Earlier the Re:Baltica investigative journalism center reported that these fake news were spread by a network belonging to Niks Endziņš, a musician.
He has been put behind bars at the Rīga Central prison, the police said.
As the police were investigating Endziņš' whereabouts, the police say, he allegedly defrauded two people by claiming to sell a phone on a classifieds website and asking potential buyers to cover his fuel expenses.
A 15-year-old co-conspirator without a previous criminal record was detained as well.
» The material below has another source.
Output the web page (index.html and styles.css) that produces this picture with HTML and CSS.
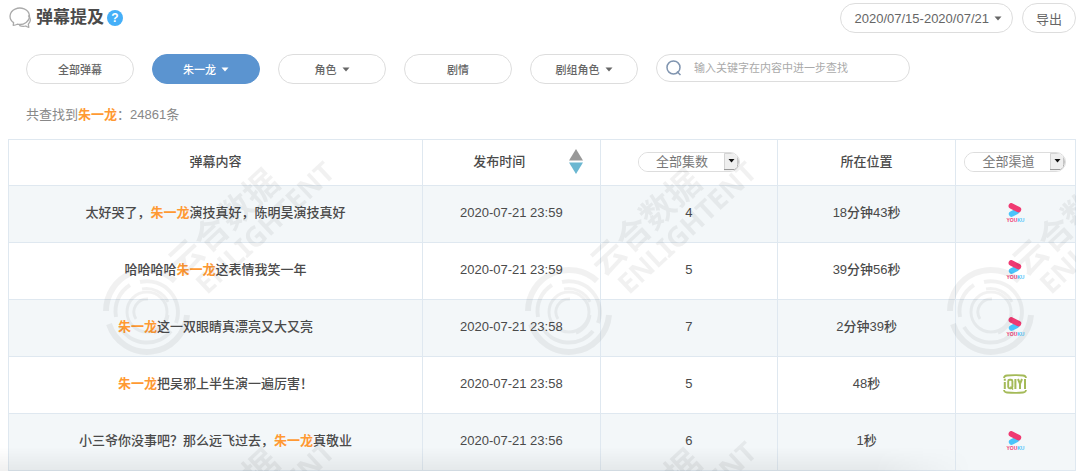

A minor, he was forbidden from leaving the country and handed to his parents.
Re:Baltica earlier reported that Artūrs V., a pupil of Endziņš, was involved in the upkeep of the portal alongside a colleague known as Edgars.
The police started a criminal probe after several companies and institutions complained about fake news disrupting their operations.
The websites on which these stories were posted include tv-play.lv, neticams.net, redzams.lv, redzams.net, kasjauns.net, parvisu.net, and atklats.com.
The police has shut down the websites, it said.
As reported, the police launched a criminal probe after redzams.net on July 15 published a news story that the Alfa shopping center in Rīga had collapsed, with several hundred people dead and many injured.
The story, which quickly went viral, shares gross overtones with the real-life 2013 supermarket collapse in Zolitūde neighborhood, Rīga. It was the greatest single loss of life in the country following renewal of independence, killing 54 people and seriously injuring many more.